Dividends received and distributed by each Fund on shares of stock of domestic corporations (excluding Real Estate Investment Trusts (REITs)) and certain foreign corporations generally may be eligible to be reported by the Fund, and treated by individual shareholders, as "qualified dividend income" taxed at long-term capital gain rates instead of at higher ordinary income tax rates. Individuals must satisfy holding period and other requirements in order to be eligible for such treatment. Also, distributions attributable to income earned on a Fund's securities lending transactions, including substitute dividend payments received by a Fund with respect to a security out on loan, will not be eligible for treatment as qualified dividend income.

Taxable ordinary dividends received and distributed by each Fund on its REIT holdings may be eligible to be reported by a Fund, and treated by individual shareholders, as "qualified REIT dividends" that are eligible for a 20% deduction on its federal income tax returns. Individuals must satisfy holding period and other requirements in order to be eligible for this deduction. Without further legislation, the deduction would sunset after 2025. Shareholders should consult their own tax professionals concerning their eligibility for this deduction.

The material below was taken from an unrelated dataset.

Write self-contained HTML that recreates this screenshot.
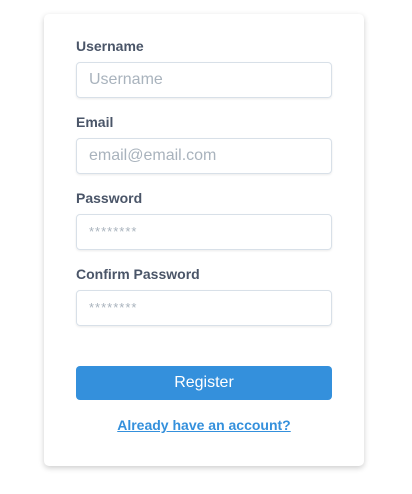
<!DOCTYPE html>
<html><head><style>
body{margin:0;background:#fff;font-family:"Liberation Sans",Arial,sans-serif;width:412px;height:494px;overflow:hidden;position:relative}
.card{position:absolute;left:44px;top:14px;width:320px;height:452px;background:#fff;border-radius:5px;box-shadow:0 2px 6px rgba(0,0,0,.2)}
.lbl{position:absolute;left:32px;font-size:14px;font-weight:bold;color:#4a5568}
.in{position:absolute;left:32px;width:256px;height:36px;box-sizing:border-box;border:1px solid #d8e0e8;border-radius:4px;box-shadow:0 1px 2px rgba(0,0,0,.08);font-size:16px;color:#a9b3bd;line-height:34px;padding-left:12px}
.pw{font-size:13px;letter-spacing:1px;color:#a9b3bd}
.btn{position:absolute;left:32px;top:352px;width:256px;height:34px;background:#3490dc;border-radius:4px;color:#fff;font-size:16px;text-align:center;line-height:34px}
.lnk{position:absolute;left:0;width:320px;top:403px;text-align:center;font-size:14px;font-weight:bold;color:#3490dc;text-decoration:underline}
</style></head><body>
<div class="card">
<div class="lbl" style="top:24px">Username</div>
<div class="in" style="top:48px">Username</div>
<div class="lbl" style="top:100px">Email</div>
<div class="in" style="top:124px">email@email.com</div>
<div class="lbl" style="top:176px">Password</div>
<div class="in pw" style="top:200px">********</div>
<div class="lbl" style="top:252px">Confirm Password</div>
<div class="in pw" style="top:276px">********</div>
<div class="btn">Register</div>
<div class="lnk">Already have an account?</div>
</div>
</body></html>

Dividends received and distributed by each Fund on shares of stock of domestic corporations (excluding REITs) may be eligible for the dividends-received deduction applicable to corporate shareholders. Corporations must satisfy certain requirements in order to claim the deduction. Also, distributions attributable to income earned on a Fund's securities lending transactions, including substitute dividend payments received by a Fund with respect to a security out on loan, will not be eligible for the dividends-received deduction.